Data section:
..........

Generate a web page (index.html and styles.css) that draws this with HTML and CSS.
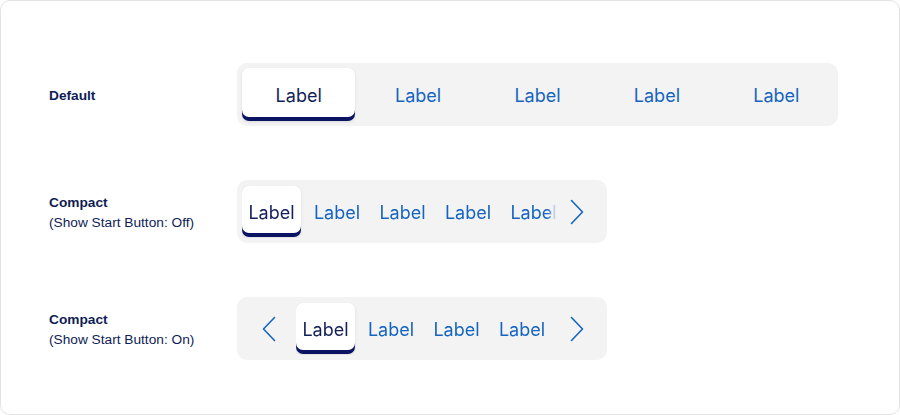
FILE: index.html
```html
<!DOCTYPE html>
<html>
<head>
<meta charset="utf-8">
<link rel="stylesheet" href="styles.css">
</head>
<body>
<div class="frame">
  <div class="row">
    <div class="row-label"><div class="title">Default</div></div>
    <div class="bar bar-default">
      <div class="tab selected">Label</div>
      <div class="tab">Label</div>
      <div class="tab">Label</div>
      <div class="tab">Label</div>
      <div class="tab">Label</div>
    </div>
  </div>
  <div class="row">
    <div class="row-label"><div class="title">Compact</div><div class="sub">(Show Start Button: Off)</div></div>
    <div class="bar bar-compact">
      <div class="viewport">
        <div class="tab selected">Label</div>
        <div class="tab">Label</div>
        <div class="tab">Label</div>
        <div class="tab">Label</div>
        <div class="tab">Label</div>
      </div>
      <div class="nav next"><svg width="14" height="26" viewBox="0 0 14 26"><path d="M1.5 1.5 L12.5 13 L1.5 24.5" fill="none" stroke="#1565c0" stroke-width="1.6" stroke-linecap="round" stroke-linejoin="round"/></svg></div>
    </div>
  </div>
  <div class="row">
    <div class="row-label"><div class="title">Compact</div><div class="sub">(Show Start Button: On)</div></div>
    <div class="bar bar-compact">
      <div class="nav prev"><svg width="14" height="26" viewBox="0 0 14 26"><path d="M12.5 1.5 L1.5 13 L12.5 24.5" fill="none" stroke="#1565c0" stroke-width="1.6" stroke-linecap="round" stroke-linejoin="round"/></svg></div>
      <div class="viewport">
        <div class="tab selected">Label</div>
        <div class="tab">Label</div>
        <div class="tab">Label</div>
        <div class="tab">Label</div>
      </div>
      <div class="nav next"><svg width="14" height="26" viewBox="0 0 14 26"><path d="M1.5 1.5 L12.5 13 L1.5 24.5" fill="none" stroke="#1565c0" stroke-width="1.6" stroke-linecap="round" stroke-linejoin="round"/></svg></div>
    </div>
  </div>
</div>
</body>
</html>
```
FILE: styles.css
```css
* { box-sizing: border-box; }
html, body { margin: 0; padding: 0; background: #ffffff; }
body { font-family: "Liberation Sans", Arial, sans-serif; }

.frame {
  width: 900px;
  height: 415px;
  border: 1px solid #e3e3e3;
  border-radius: 10px;
  padding: 62px 0 0 48px;
  display: flex;
  flex-direction: column;
  gap: 54px;
}

.row {
  display: grid;
  grid-template-columns: 188px auto;
  align-items: center;
}

.row-label { color: #0f1d56; font-size: 13.7px; line-height: 20px; padding-top: 2px; }
.row-label .title { font-weight: bold; }
.row-label .sub { font-weight: normal; }

.bar {
  background: #f3f3f3;
  border-radius: 10px;
  height: 63px;
  padding: 5px;
  display: flex;
  align-items: stretch;
}

.bar-default { width: 601px; gap: 6px; }
.bar-default .tab { flex: 1; }

.bar-compact { width: 370px; }

.tab {
  display: flex;
  align-items: center;
  justify-content: center;
  font-family: Inter, "Liberation Sans", sans-serif;
  font-size: 18px;
  color: #1565c0;
  border-radius: 7px;
  flex: none;
  padding-top: 2px;
}

.tab.selected {
  background: #ffffff;
  color: #121f5a;
  box-shadow: inset 0 -4px 0 #0a1462, 0 1px 3px rgba(0,0,0,0.10);
}

.viewport {
  flex: 1;
  display: flex;
  gap: 6.5px;
  overflow: hidden;
  padding: 1px 0;
  -webkit-mask-image: linear-gradient(to right, #000 calc(100% - 10px), transparent);
  mask-image: linear-gradient(to right, #000 calc(100% - 10px), transparent);
}
.viewport .tab { width: 59px; }

.nav {
  flex: none;
  display: flex;
  align-items: center;
  justify-content: center;
}
.nav.next { width: 40px; margin-right: 5px; }
.nav.prev { width: 54px; padding-right: 1px; }
```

..........

Set down the complete material exactly, but do not include the images.

Solution:
Generate a web page (index.html and styles.css) that draws this with HTML and CSS.
FILE: index.html
```html
<!DOCTYPE html>
<html>
<head>
<meta charset="utf-8">
<link rel="stylesheet" href="styles.css">
</head>
<body>
<div class="frame">
  <div class="row">
    <div class="row-label"><div class="title">Default</div></div>
    <div class="bar bar-default">
      <div class="tab selected">Label</div>
      <div class="tab">Label</div>
      <div class="tab">Label</div>
      <div class="tab">Label</div>
      <div class="tab">Label</div>
    </div>
  </div>
  <div class="row">
    <div class="row-label"><div class="title">Compact</div><div class="sub">(Show Start Button: Off)</div></div>
    <div class="bar bar-compact">
      <div class="viewport">
        <div class="tab selected">Label</div>
        <div class="tab">Label</div>
        <div class="tab">Label</div>
        <div class="tab">Label</div>
        <div class="tab">Label</div>
      </div>
      <div class="nav next"><svg width="14" height="26" viewBox="0 0 14 26"><path d="M1.5 1.5 L12.5 13 L1.5 24.5" fill="none" stroke="#1565c0" stroke-width="1.6" stroke-linecap="round" stroke-linejoin="round"/></svg></div>
    </div>
  </div>
  <div class="row">
    <div class="row-label"><div class="title">Compact</div><div class="sub">(Show Start Button: On)</div></div>
    <div class="bar bar-compact">
      <div class="nav prev"><svg width="14" height="26" viewBox="0 0 14 26"><path d="M12.5 1.5 L1.5 13 L12.5 24.5" fill="none" stroke="#1565c0" stroke-width="1.6" stroke-linecap="round" stroke-linejoin="round"/></svg></div>
      <div class="viewport">
        <div class="tab selected">Label</div>
        <div class="tab">Label</div>
        <div class="tab">Label</div>
        <div class="tab">Label</div>
      </div>
      <div class="nav next"><svg width="14" height="26" viewBox="0 0 14 26"><path d="M1.5 1.5 L12.5 13 L1.5 24.5" fill="none" stroke="#1565c0" stroke-width="1.6" stroke-linecap="round" stroke-linejoin="round"/></svg></div>
    </div>
  </div>
</div>
</body>
</html>
```
FILE: styles.css
```css
* { box-sizing: border-box; }
html, body { margin: 0; padding: 0; background: #ffffff; }
body { font-family: "Liberation Sans", Arial, sans-serif; }

.frame {
  width: 900px;
  height: 415px;
  border: 1px solid #e3e3e3;
  border-radius: 10px;
  padding: 62px 0 0 48px;
  display: flex;
  flex-direction: column;
  gap: 54px;
}

.row {
  display: grid;
  grid-template-columns: 188px auto;
  align-items: center;
}

.row-label { color: #0f1d56; font-size: 13.7px; line-height: 20px; padding-top: 2px; }
.row-label .title { font-weight: bold; }
.row-label .sub { font-weight: normal; }

.bar {
  background: #f3f3f3;
  border-radius: 10px;
  height: 63px;
  padding: 5px;
  display: flex;
  align-items: stretch;
}

.bar-default { width: 601px; gap: 6px; }
.bar-default .tab { flex: 1; }

.bar-compact { width: 370px; }

.tab {
  display: flex;
  align-items: center;
  justify-content: center;
  font-family: Inter, "Liberation Sans", sans-serif;
  font-size: 18px;
  color: #1565c0;
  border-radius: 7px;
  flex: none;
  padding-top: 2px;
}

.tab.selected {
  background: #ffffff;
  color: #121f5a;
  box-shadow: inset 0 -4px 0 #0a1462, 0 1px 3px rgba(0,0,0,0.10);
}

.viewport {
  flex: 1;
  display: flex;
  gap: 6.5px;
  overflow: hidden;
  padding: 1px 0;
  -webkit-mask-image: linear-gradient(to right, #000 calc(100% - 10px), transparent);
  mask-image: linear-gradient(to right, #000 calc(100% - 10px), transparent);
}
.viewport .tab { width: 59px; }

.nav {
  flex: none;
  display: flex;
  align-items: center;
  justify-content: center;
}
.nav.next { width: 40px; margin-right: 5px; }
.nav.prev { width: 54px; padding-right: 1px; }
```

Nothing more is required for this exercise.